▶ Supplied information
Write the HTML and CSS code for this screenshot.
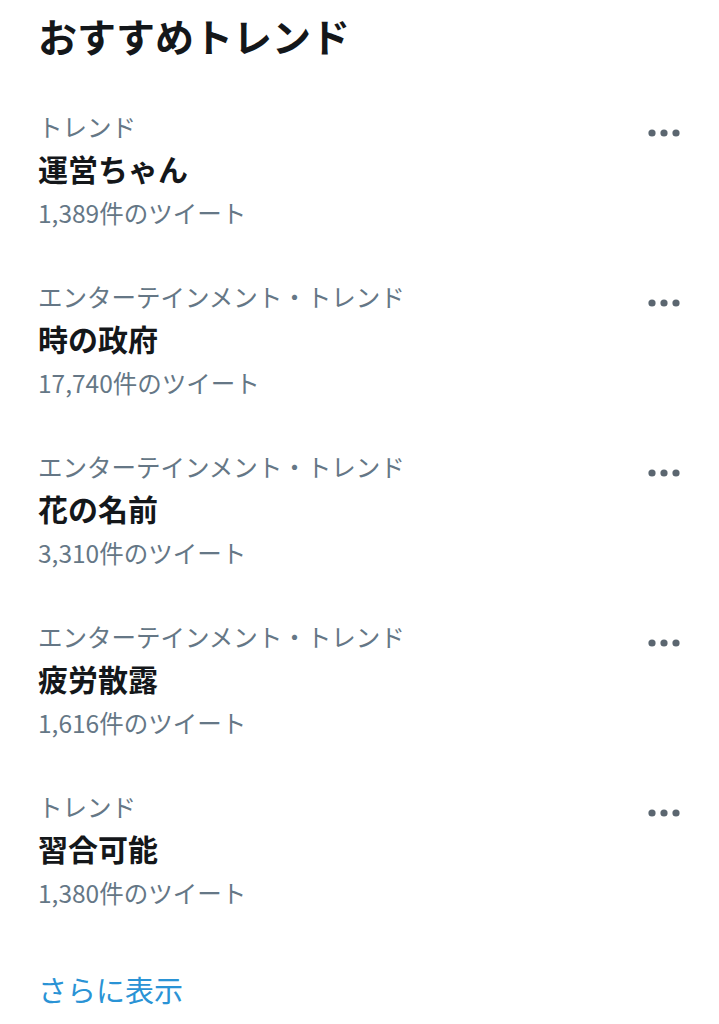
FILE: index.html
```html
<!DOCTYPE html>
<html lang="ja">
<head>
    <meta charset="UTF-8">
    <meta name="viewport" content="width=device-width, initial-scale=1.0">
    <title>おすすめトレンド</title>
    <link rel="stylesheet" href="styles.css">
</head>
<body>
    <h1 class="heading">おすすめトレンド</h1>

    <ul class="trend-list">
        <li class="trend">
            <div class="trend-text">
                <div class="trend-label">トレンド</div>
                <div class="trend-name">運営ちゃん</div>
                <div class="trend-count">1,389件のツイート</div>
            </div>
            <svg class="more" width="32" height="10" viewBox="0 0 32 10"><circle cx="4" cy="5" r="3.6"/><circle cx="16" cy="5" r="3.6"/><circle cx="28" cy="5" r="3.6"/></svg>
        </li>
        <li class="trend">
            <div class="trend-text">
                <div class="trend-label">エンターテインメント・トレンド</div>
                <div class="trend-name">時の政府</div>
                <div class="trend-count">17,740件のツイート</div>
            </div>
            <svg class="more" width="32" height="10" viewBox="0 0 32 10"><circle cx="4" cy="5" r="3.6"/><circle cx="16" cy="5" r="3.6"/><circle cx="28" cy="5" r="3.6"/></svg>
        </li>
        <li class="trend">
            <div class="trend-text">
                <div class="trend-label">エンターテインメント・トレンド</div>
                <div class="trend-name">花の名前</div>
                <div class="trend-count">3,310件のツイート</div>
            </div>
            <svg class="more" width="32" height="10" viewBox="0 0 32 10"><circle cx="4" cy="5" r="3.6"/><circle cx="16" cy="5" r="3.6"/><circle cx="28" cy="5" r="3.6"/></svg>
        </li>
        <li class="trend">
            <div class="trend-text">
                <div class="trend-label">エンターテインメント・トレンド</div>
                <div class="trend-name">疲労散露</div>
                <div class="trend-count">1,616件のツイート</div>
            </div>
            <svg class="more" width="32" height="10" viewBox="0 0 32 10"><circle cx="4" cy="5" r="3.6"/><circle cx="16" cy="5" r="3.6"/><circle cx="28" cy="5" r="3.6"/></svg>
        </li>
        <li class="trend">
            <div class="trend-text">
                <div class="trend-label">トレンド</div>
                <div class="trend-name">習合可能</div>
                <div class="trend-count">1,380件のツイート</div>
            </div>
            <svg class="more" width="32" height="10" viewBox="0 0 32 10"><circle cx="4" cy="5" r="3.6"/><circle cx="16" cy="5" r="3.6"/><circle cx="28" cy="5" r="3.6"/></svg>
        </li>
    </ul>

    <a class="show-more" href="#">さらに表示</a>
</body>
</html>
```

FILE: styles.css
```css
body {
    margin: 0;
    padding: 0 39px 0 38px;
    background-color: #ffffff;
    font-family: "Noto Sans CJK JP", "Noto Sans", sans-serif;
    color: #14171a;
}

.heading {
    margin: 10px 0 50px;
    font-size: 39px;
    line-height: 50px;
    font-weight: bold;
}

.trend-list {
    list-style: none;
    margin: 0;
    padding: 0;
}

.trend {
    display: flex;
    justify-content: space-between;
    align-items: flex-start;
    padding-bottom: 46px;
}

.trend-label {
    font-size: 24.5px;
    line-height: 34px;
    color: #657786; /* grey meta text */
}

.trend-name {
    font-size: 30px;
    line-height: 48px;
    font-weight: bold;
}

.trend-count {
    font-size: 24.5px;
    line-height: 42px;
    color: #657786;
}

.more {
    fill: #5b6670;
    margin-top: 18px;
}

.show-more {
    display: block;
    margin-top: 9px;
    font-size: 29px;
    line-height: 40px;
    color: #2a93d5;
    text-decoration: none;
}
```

▶ Set problem
Write out the listing above exactly as it stands, pictures excluded.

▶ Solution for this exercise
Write the HTML and CSS code for this screenshot.
FILE: index.html
```html
<!DOCTYPE html>
<html lang="ja">
<head>
    <meta charset="UTF-8">
    <meta name="viewport" content="width=device-width, initial-scale=1.0">
    <title>おすすめトレンド</title>
    <link rel="stylesheet" href="styles.css">
</head>
<body>
    <h1 class="heading">おすすめトレンド</h1>

    <ul class="trend-list">
        <li class="trend">
            <div class="trend-text">
                <div class="trend-label">トレンド</div>
                <div class="trend-name">運営ちゃん</div>
                <div class="trend-count">1,389件のツイート</div>
            </div>
            <svg class="more" width="32" height="10" viewBox="0 0 32 10"><circle cx="4" cy="5" r="3.6"/><circle cx="16" cy="5" r="3.6"/><circle cx="28" cy="5" r="3.6"/></svg>
        </li>
        <li class="trend">
            <div class="trend-text">
                <div class="trend-label">エンターテインメント・トレンド</div>
                <div class="trend-name">時の政府</div>
                <div class="trend-count">17,740件のツイート</div>
            </div>
            <svg class="more" width="32" height="10" viewBox="0 0 32 10"><circle cx="4" cy="5" r="3.6"/><circle cx="16" cy="5" r="3.6"/><circle cx="28" cy="5" r="3.6"/></svg>
        </li>
        <li class="trend">
            <div class="trend-text">
                <div class="trend-label">エンターテインメント・トレンド</div>
                <div class="trend-name">花の名前</div>
                <div class="trend-count">3,310件のツイート</div>
            </div>
            <svg class="more" width="32" height="10" viewBox="0 0 32 10"><circle cx="4" cy="5" r="3.6"/><circle cx="16" cy="5" r="3.6"/><circle cx="28" cy="5" r="3.6"/></svg>
        </li>
        <li class="trend">
            <div class="trend-text">
                <div class="trend-label">エンターテインメント・トレンド</div>
                <div class="trend-name">疲労散露</div>
                <div class="trend-count">1,616件のツイート</div>
            </div>
            <svg class="more" width="32" height="10" viewBox="0 0 32 10"><circle cx="4" cy="5" r="3.6"/><circle cx="16" cy="5" r="3.6"/><circle cx="28" cy="5" r="3.6"/></svg>
        </li>
        <li class="trend">
            <div class="trend-text">
                <div class="trend-label">トレンド</div>
                <div class="trend-name">習合可能</div>
                <div class="trend-count">1,380件のツイート</div>
            </div>
            <svg class="more" width="32" height="10" viewBox="0 0 32 10"><circle cx="4" cy="5" r="3.6"/><circle cx="16" cy="5" r="3.6"/><circle cx="28" cy="5" r="3.6"/></svg>
        </li>
    </ul>

    <a class="show-more" href="#">さらに表示</a>
</body>
</html>
```

FILE: styles.css
```css
body {
    margin: 0;
    padding: 0 39px 0 38px;
    background-color: #ffffff;
    font-family: "Noto Sans CJK JP", "Noto Sans", sans-serif;
    color: #14171a;
}

.heading {
    margin: 10px 0 50px;
    font-size: 39px;
    line-height: 50px;
    font-weight: bold;
}

.trend-list {
    list-style: none;
    margin: 0;
    padding: 0;
}

.trend {
    display: flex;
    justify-content: space-between;
    align-items: flex-start;
    padding-bottom: 46px;
}

.trend-label {
    font-size: 24.5px;
    line-height: 34px;
    color: #657786; /* grey meta text */
}

.trend-name {
    font-size: 30px;
    line-height: 48px;
    font-weight: bold;
}

.trend-count {
    font-size: 24.5px;
    line-height: 42px;
    color: #657786;
}

.more {
    fill: #5b6670;
    margin-top: 18px;
}

.show-more {
    display: block;
    margin-top: 9px;
    font-size: 29px;
    line-height: 40px;
    color: #2a93d5;
    text-decoration: none;
}
```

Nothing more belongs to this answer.